Personal information
- Full name: Alejandro Steinwascher
- Date of birth: September 5, 2000 (age 26)
- Place of birth: Sterling Heights, Michigan, United States
- Height: 1.80 m (5 ft 11 in)
- Position: Forward

Team information
- Current team: Milwaukee Wave

College career
- Years: Team / Apps / (Gls)
- 2018–2021: Indianapolis Greyhounds / 79 / (38)
- 2022: Xavier Musketeers / 18 / (3)

Senior career*
- Years: Team / Apps / (Gls)
- 2021–2022: Oakland County / 12 / (2)
- 2022–2023: Milwaukee Wave (indoor) / 9 / (1)
- 2023: Union Omaha / 22 / (2)
- 2024: Coastal Spirit / 26 / (25)
- 2024–: Milwaukee Wave (indoor) / 0 / (0)

= Alex Steinwascher =

American soccer player (born 2000)

Alex Steinwascher (born September 5, 2000) is an American soccer player who plays as a forward for the Milwaukee Wave in the Major Arena Soccer League.

==Career==
===College and amateur===
Steinwascher attended the University of Indianapolis in 2018, where he went on to make 79 appearances for the Greyhounds, scoring 38 goals and tallying 25 assists.

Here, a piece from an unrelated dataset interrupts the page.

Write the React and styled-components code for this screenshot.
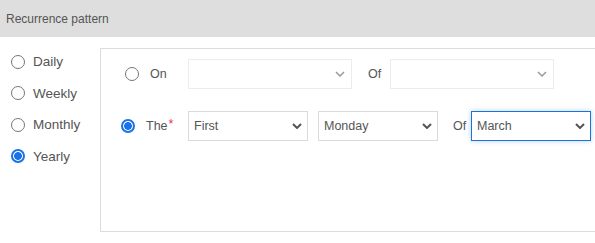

During his college career at Indianapolis, he was a back-to-back Great Lakes Valley Conference Offensive Player of the Year and a two-time First Team Conference selection. In 2022, he attended Xavier University as a graduate student, making 18 appearances for the Musketeers, scoring three goals and adding two assists.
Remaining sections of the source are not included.